A newly formulated thermoplastic elastomer as sealing component of closed system transfer device components provide the unique properties benefit for sealing applications, including: 1) unique composition, including 45-60% oil, 40-50% SBC and 0-10% PP, provide a well-balanced mechanical property including hardness (Shore A 32.5±6), tensile (>4 Mpa), tear (>15 kNm), 96 hr compression set (<17%), tan delta (<0.07) to meet all the requirements including leakage and fragmentation for needle penetrable sealing component applications; 2) significantly reduce fragments generation for needle penetrable septum application with higher loading of mineral oil to improve safety and efficacy of closed system transfer device products for a better fragmentation performance; and 3) eliminates silicone oil usage on the needle surface as well as in the membrane pocket to prevent drug interactions with silicone oil and potentially increase the flow rate of drug delivery systems.

While this disclosure has been described as having exemplary designs, the present disclosure can be further modified within the spirit and scope of this disclosure. This application is therefore intended to cover any variations, uses, or adaptations of the disclosure using its general principles. Further, this application is intended to cover such departures from the present disclosure as come within known or customary practice in the art to which this disclosure pertains and which fall within the limits of the appended claims. To the extent possible, one or more features of any aspect or embodiment discussed above can be combined with one or more features of any other aspect or embodiment.

Claims

1. A membrane for a closed system transfer device comprising: a material comprising 40-50% styrenic block copolymer, 0-10% polypropylene, and 45-60% by weight of mineral oil.

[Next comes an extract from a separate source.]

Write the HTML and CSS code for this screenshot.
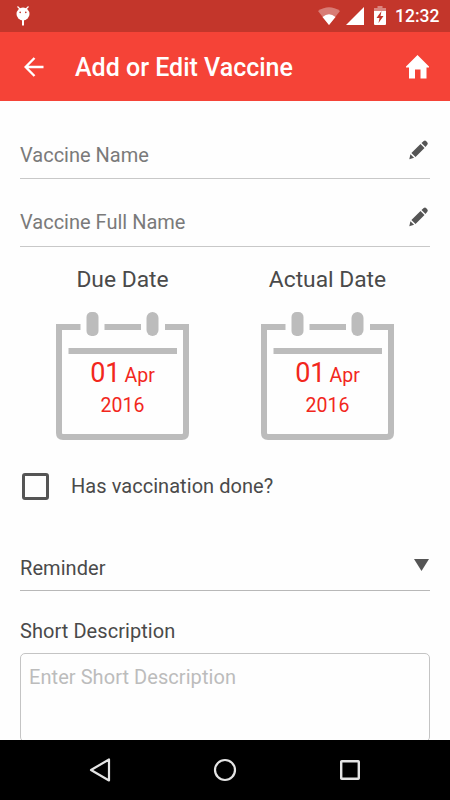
FILE: index.html
```html
<!DOCTYPE html>
<html lang="en">
<head>
<meta charset="utf-8">
<title>Add or Edit Vaccine</title>
<link rel="stylesheet" href="styles.css">
</head>
<body>
<div class="screen">
  <div class="status">
    <svg class="bug" width="14" height="20" viewBox="0 0 14 20" fill="#fff"><path d="M1.500.5 4 3M12.500.5 10 3" stroke="#fff" stroke-width="1.200"/><circle cx="7" cy="8" r="6.500"/><path d="M6 14h2v5.500H6z"/><circle cx="4.200" cy="6.400" r=".8" fill="#c3362b"/><circle cx="9.800" cy="6.400" r=".8" fill="#c3362b"/></svg>
    <svg class="wifi" width="22" height="18" viewBox="0 0 22 18" fill="#fff"><path opacity=".35" d="M0 4Q11-3.500 22 4L11 18Z"/><path d="M4.500 10Q11 4.500 17.500 10L11 18Z"/></svg>
    <svg class="signal" width="18" height="18" viewBox="0 0 18 18" fill="#fff"><path d="M18 0V18H0Z"/></svg>
    <svg class="battery" width="12" height="19" viewBox="0 0 12 19" fill="#fff"><path opacity=".4" d="M3.500 0h5v2H12v3H0V2h3.500z"/><path d="M0 5h12v13q0 1-1 1H1q-1 0-1-1z"/><path d="m7.500 5-5 7h3l-1 5 5-7h-3z" fill="#c3362b"/></svg>
    <span class="clock">12:32</span>
  </div>
  <header class="bar">
    <svg class="back" width="20" height="20" viewBox="0 0 20 20" fill="none" stroke="#fff" stroke-width="2.400"><path d="M19.500 10H2M10.500 1 1.600 10l8.900 9"/></svg>
    <h1 class="title">Add or Edit Vaccine</h1>
    <svg class="home" width="24" height="24" viewBox="0 0 24 24" fill="#fff"><path d="M11.500 0 23 11.500V12.500H20.500V23.500H14.500V14.500H9V23.500H3V12.500H0V11.500Z"/></svg>
  </header>
  <main class="form">
    <div class="field first">
      <span class="label">Vaccine Name</span>
      <svg class="pencil" width="20" height="20" viewBox="0 0 20 20" fill="#555"><path d="M1.300 19.200 2.400 14.300 6.100 17.800ZM3.400 13.100 12.500 4 16.500 8 7.500 17ZM13.500 3 15.700 1.100Q17 0 18.300 1.200L19.200 2.200Q20.300 3.500 19.200 4.800L17.500 6.900Z"/></svg>
    </div>
    <div class="field second">
      <span class="label">Vaccine Full Name</span>
      <svg class="pencil" width="20" height="20" viewBox="0 0 20 20" fill="#555"><path d="M1.300 19.200 2.400 14.300 6.100 17.800ZM3.400 13.100 12.500 4 16.500 8 7.500 17ZM13.500 3 15.700 1.100Q17 0 18.300 1.200L19.200 2.200Q20.300 3.500 19.200 4.800L17.500 6.900Z"/></svg>
    </div>
    <div class="dates">
      <section class="date">
        <h2 class="date-title due">Due Date</h2>
        <div class="calendar">
          <svg class="frame" width="133" height="129" viewBox="0 0 133 129" fill="none" stroke="#bcbcbc" stroke-width="6"><path d="M24.500 16H3V122q0 4 4 4H126q4 0 4-4V16H109M48.500 16H85M12.500 40H121"/><rect x="30.500" y="1" width="12" height="24" rx="5" fill="#bcbcbc" stroke="none"/><rect x="90.500" y="1" width="12" height="24" rx="6" fill="#bcbcbc" stroke="none"/></svg>
          <div class="day"><span class="num">01</span><span class="month">Apr</span></div>
          <div class="year">2016</div>
        </div>
      </section>
      <section class="date">
        <h2 class="date-title actual">Actual Date</h2>
        <div class="calendar">
          <svg class="frame" width="133" height="129" viewBox="0 0 133 129" fill="none" stroke="#bcbcbc" stroke-width="6"><path d="M24.500 16H3V122q0 4 4 4H126q4 0 4-4V16H109M48.500 16H85M12.500 40H121"/><rect x="30.500" y="1" width="12" height="24" rx="5" fill="#bcbcbc" stroke="none"/><rect x="90.500" y="1" width="12" height="24" rx="6" fill="#bcbcbc" stroke="none"/></svg>
          <div class="day"><span class="num">01</span><span class="month">Apr</span></div>
          <div class="year">2016</div>
        </div>
      </section>
    </div>
    <div class="check">
      <span class="box"></span>
      <span class="check-label">Has vaccination done?</span>
    </div>
    <div class="reminder">
      <span class="reminder-label">Reminder</span>
      <svg class="caret" width="15" height="12" viewBox="0 0 15 12" fill="#555"><path d="M0 0h15L7.500 12z"/></svg>
    </div>
    <div class="desc-label"><span class="desc-text">Short Description</span></div>
    <div class="area"><span class="placeholder">Enter Short Description</span></div>
  </main>
  <nav class="nav">
    <svg width="22" height="26" viewBox="0 0 22 26" fill="none" stroke="#e4e4e4" stroke-width="2.200" stroke-linejoin="round"><path d="M20 2.500V23.500L2 13Z"/></svg>
    <svg width="24" height="24" viewBox="0 0 24 24" fill="none" stroke="#e4e4e4" stroke-width="2.200"><circle cx="12" cy="12" r="10"/></svg>
    <svg width="20" height="20" viewBox="0 0 20 20" fill="none" stroke="#e4e4e4" stroke-width="2.400"><rect x="1.200" y="1.200" width="17.600" height="17.600" rx=".5"/></svg>
  </nav>
</div>
</body>
</html>
```

FILE: styles.css
```css
* { box-sizing: border-box; }
body { margin: 0; font-family: Roboto, "Liberation Sans", sans-serif; font-size: 20px; color: #4a4a4a; }
h1, h2 { margin: 0; font-weight: 400; }
svg { display: block; flex: none; }
span, h1, h2 { white-space: nowrap; }
.screen { width: 450px; height: 800px; display: flex; flex-direction: column; overflow: hidden; background: #fefefe; }
.status { height: 32px; flex: none; background: #c3362b; display: flex; align-items: flex-start; padding: 6px 10px 0 16px; }
.wifi { margin: 1px 0 0 288px; }
.signal { margin: 1px 0 0 6px; }
.battery { margin-left: 10px; }
.clock { margin-left: 9px; font-size: 17.500px; line-height: 21px; font-weight: 500; color: #fff; }
.bar { height: 69px; flex: none; background: #f54337; display: flex; align-items: center; padding: 1px 20px 0 24px; }
.title { flex: 1; margin: 1px 0 0 31px; font-size: 25px; line-height: 30px; font-weight: 500; color: #fff; }
.form { flex: 1; min-height: 0; overflow: hidden; padding: 0 20px; display: flex; flex-direction: column; }
.field { flex: none; display: flex; justify-content: space-between; align-items: flex-end; border-bottom: 1px solid #c8c8c8; color: #7a7a7a; line-height: 24px; }
.first { height: 78px; padding-bottom: 11px; }
.second { height: 68px; padding-bottom: 12px; }
.pencil { margin: 0 2px 7px 0; }
.dates { flex: none; display: flex; gap: 0; height: 193px; }
.date { width: 205px; padding-top: 19px; display: flex; flex-direction: column; align-items: center; }
.date-title { font-size: 22.800px; line-height: 28px; }
.calendar { width: 133px; height: 129px; margin-top: 17px; display: grid; }
.frame { grid-area: 1 / 1; }
.day, .year { grid-area: 1 / 1; justify-self: center; align-self: start; color: #f2271c; line-height: 28px; }
.day { margin-top: 48px; display: flex; align-items: baseline; gap: 4px; }
.num { font-size: 27px; }
.month { font-size: 19.500px; }
.year { margin-top: 81px; font-size: 19.500px; }
.check { height: 94px; flex: none; display: flex; align-items: center; gap: 22px; padding-left: 2px; }
.check-label { margin-top: -2px; letter-spacing: .05px; }
.box { width: 27px; height: 27px; margin-top: -1px; border: 3px solid #555; border-radius: 3px; }
.reminder { height: 57px; flex: none; display: flex; justify-content: space-between; align-items: flex-end; padding: 0 1px 10px 0; border-bottom: 1px solid #b8b8b8; line-height: 24px; }
.reminder-label, .desc-text { letter-spacing: .06px; }
.caret { margin-bottom: 9px; }
.desc-label { height: 62px; flex: none; padding-top: 28px; line-height: 24px; }
.area { height: 89px; flex: none; border: 1px solid #c4c4c4; border-radius: 5px; padding: 11px 8px; line-height: 24px; letter-spacing: .06px; color: #bcbcbc; }
.nav { height: 60px; flex: none; background: #000; display: grid; grid-template-columns: repeat(3, 125px); justify-content: center; justify-items: center; align-items: center; }
```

2. The membrane of claim 1, wherein the material has a Shore A hardness of 26.5-38.5.

3. The membrane of claim 1, wherein the material has a tensile strength greater than 4 Mpa.

4. The membrane of claim 1, wherein the material has a tear resistance of greater than 15 kNm.

5. The membrane of claim 1, wherein the material has a 96 hour compression set of less than 17%.

6. The membrane of claim 1, wherein the material has a tan delta of less than 0.07.

7. The membrane of claim 1, wherein an outer surface of the material is free from silicone oil.